Summer practice a time for YSU to learn together

Madison Chapman / YSU Athletic Communications YSU transfer guard Bryson Dawkins sprints up the floor while being defended by transfer guard Cam Polak (1) during a team practice on Thursday at Zidian Family Arena in Youngstown.

YOUNGSTOWN — Summer workouts and practices are already well underway at Youngstown State as Ethan Faulkner begins his second year as head coach at YSU.

After getting started on June 9, the Penguins, who return four players from last year’s team, are working to integrate their 11 newcomers into the program this summer, while also building and developing their chemistry with one another ahead of the 2025-2026 season.

“It’s been a great three weeks — really optimistic and encouraged not just by the players that we have, but the types of people we have,” Faulkner said Thursday. “We have just lived in the gym for three weeks, and we’ve gotten better. I feel great about our progress.

“There’s a lot to learn and there’s a lot to work on. We certainly feel like we’ve got a good roster in place — a very deep and versatile roster, and we feel like we’ve got some guys that can play a lot of different positions for us. But really what’s been most encouraging is, as we’ve got to know these guys better, really finding out that we’ve got an extremely high-character group and a group that loves ball and really wants to work.”

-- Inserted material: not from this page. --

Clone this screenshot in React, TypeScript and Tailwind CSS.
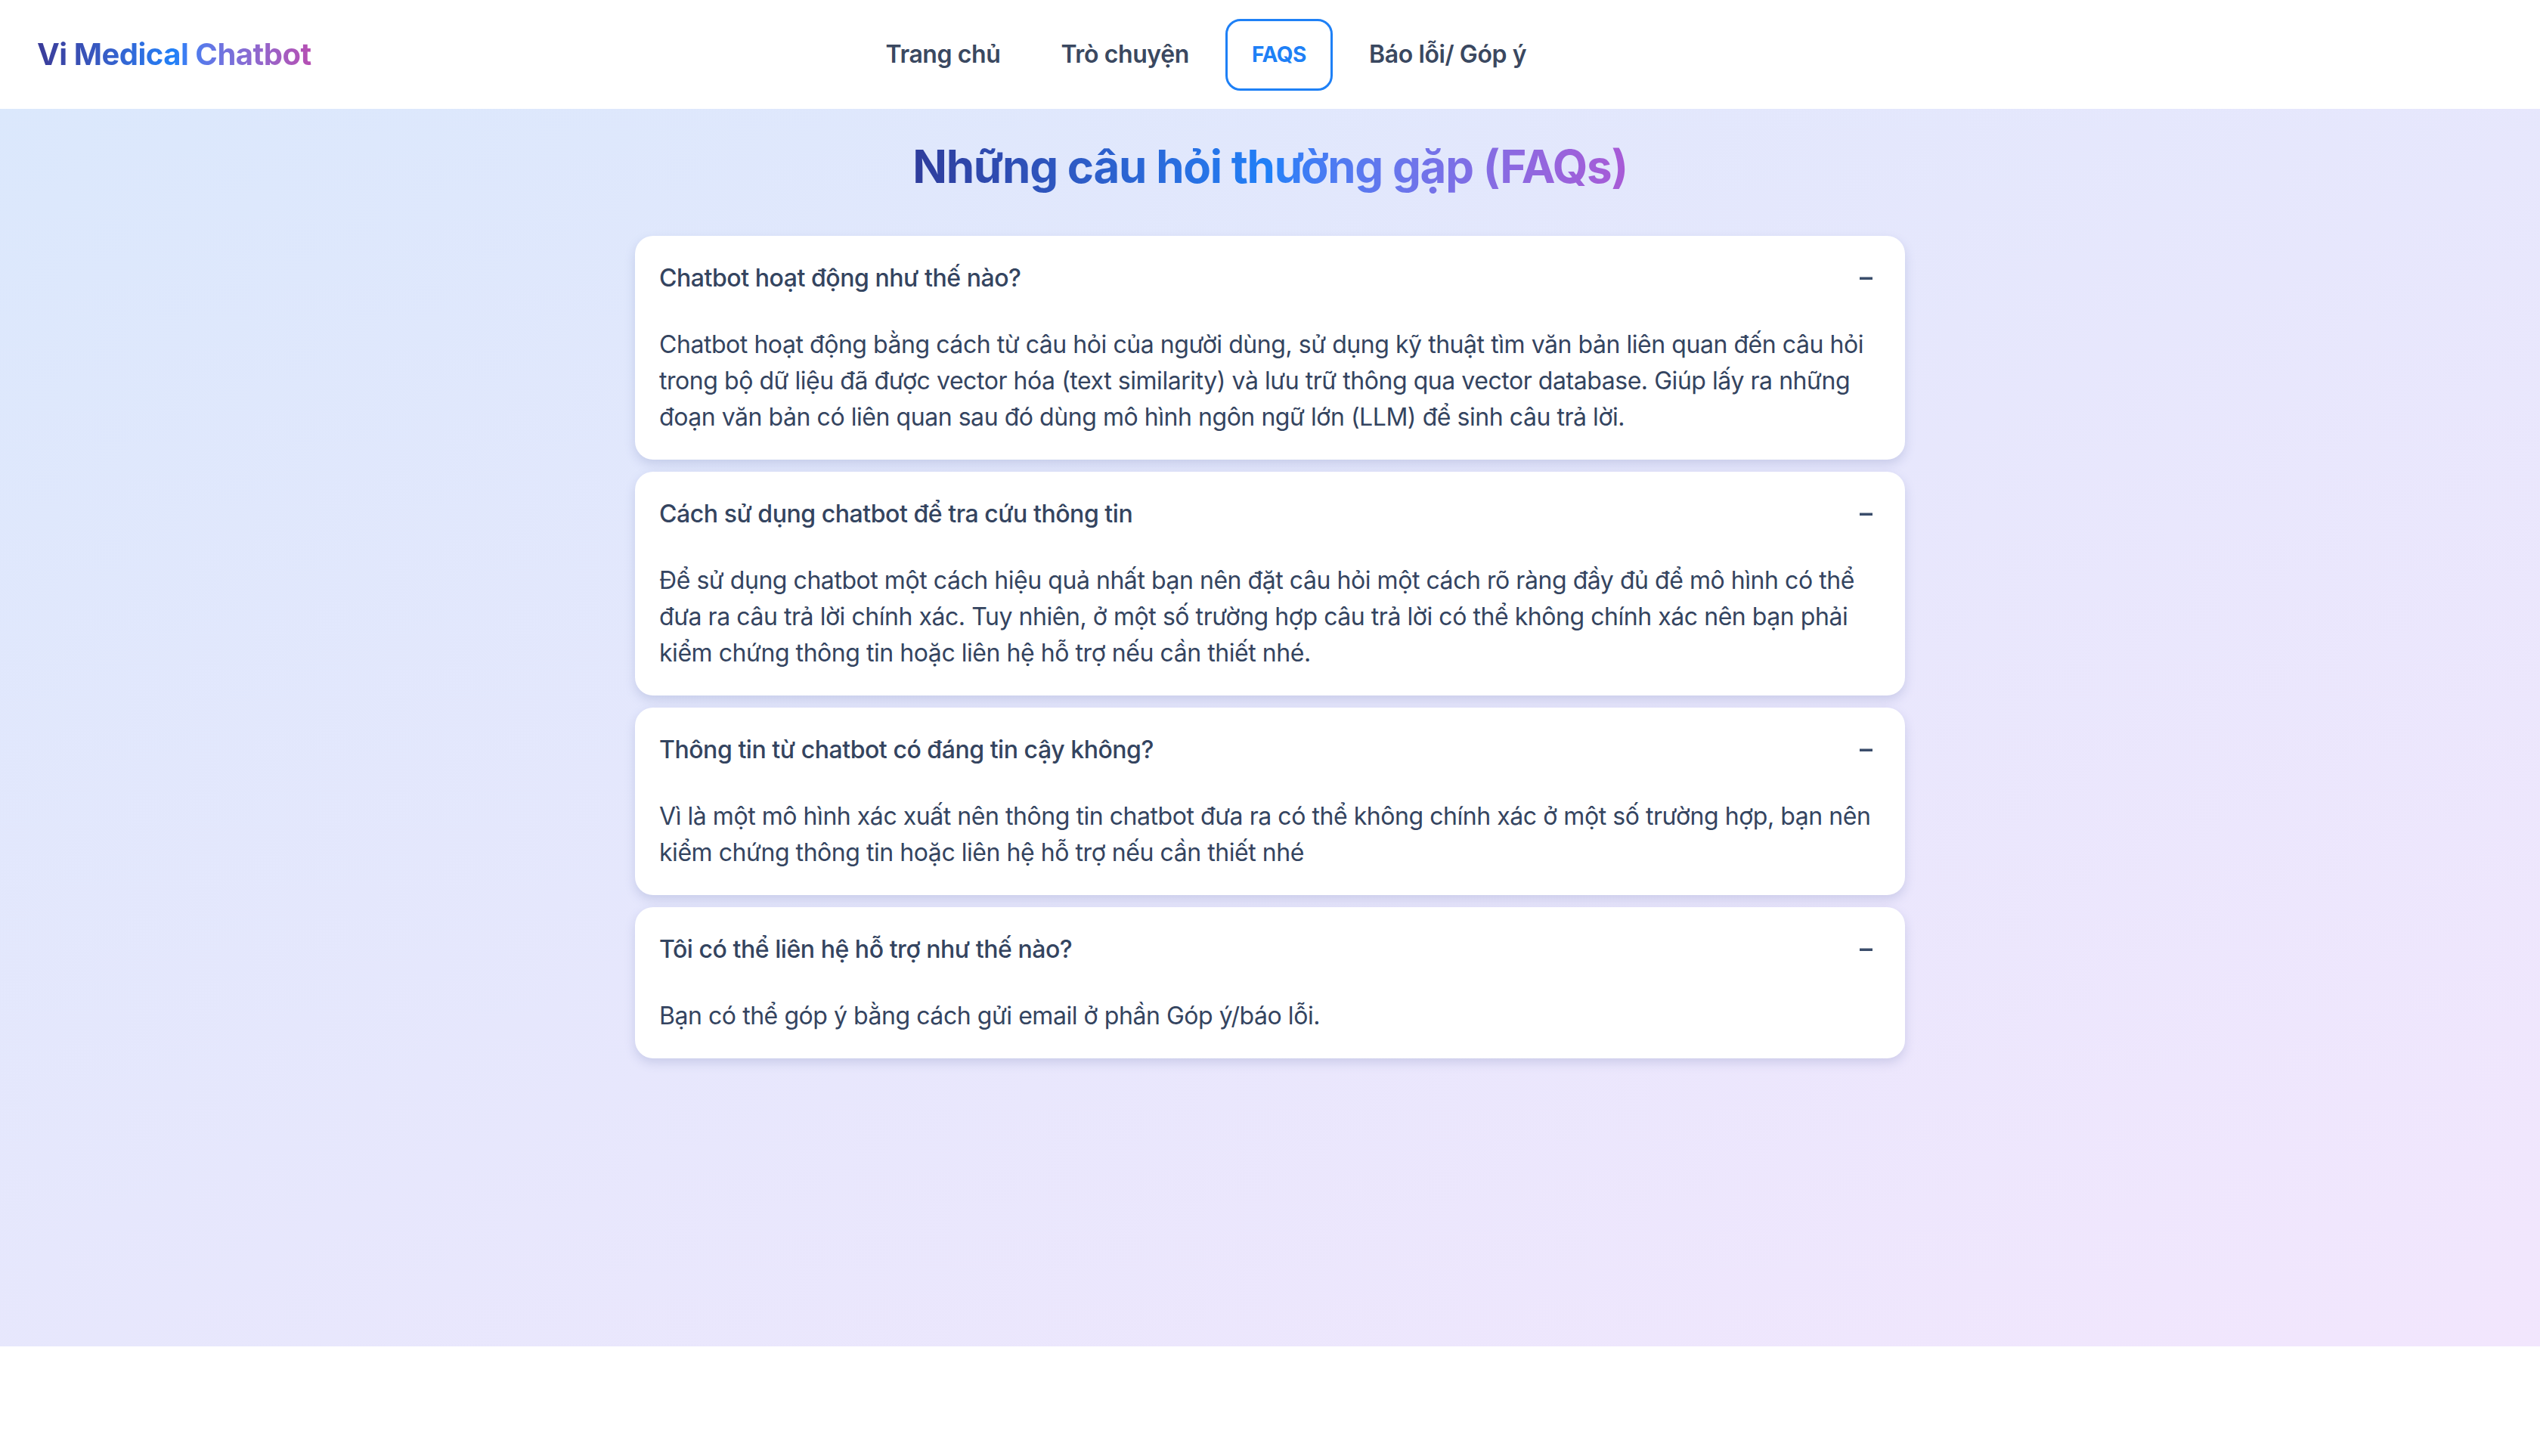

With some of its offensive struggles at the beginning of last season, YSU is trying to make sure it’s in a better position on that end of the floor by focusing on installing its offensive principles during these three weeks in June.

“I feel like we’re certainly ahead offensively of where we were at the end of June last year for many different reasons,” Faulkner said. “That’s something that we’ve been concentrating on making sure is that we’re getting a good solid foundation with our offensive concepts.”

With YSU’s free-flowing, read-oriented offensive system, chemistry and familiarity with one another are key in determining where the ball needs to go on any given possession.

“The focus has been on understanding the concepts and all the plays that we run through and just seeing how simple they really are,” senior transfer Bryson Dawkins said. “Understanding which teammates like to cut more and which like to pop more, and just understanding the personnel between each other are really the main things that we’re trying to get a better understanding of.”

After this first three-week session wraps up this week, the Penguins will break for two weeks for the Fourth of July holiday before returning for their last three-week session of summer on July 14.

Faulkner said they’ll then start working more on the defensive end of the floor once July rolls around.

Given their experience and familiarity within the program, Faulkner and the rest of the coaching staff have leaned on YSU’s returners — Jason Nelson, Cris Carroll, Shaheed Solebo and Imanuel Zorgvol — to lead by example and “set the standard” for what the Penguins are trying to do on and off the court.

Faulkner said needing those guys to play that leadership role was the focus of many conversations leading up to when the team returned to campus at the start of June.

“Me being a guard, you just want to be a leader and make sure everybody is where they’re supposed to be and everybody knows what’s going on,” Nelson said. “Last year, we made the (Horizon League) championship and all that, so we want to be the team to make it back and win this time — be the first team in Youngstown history that would do that.”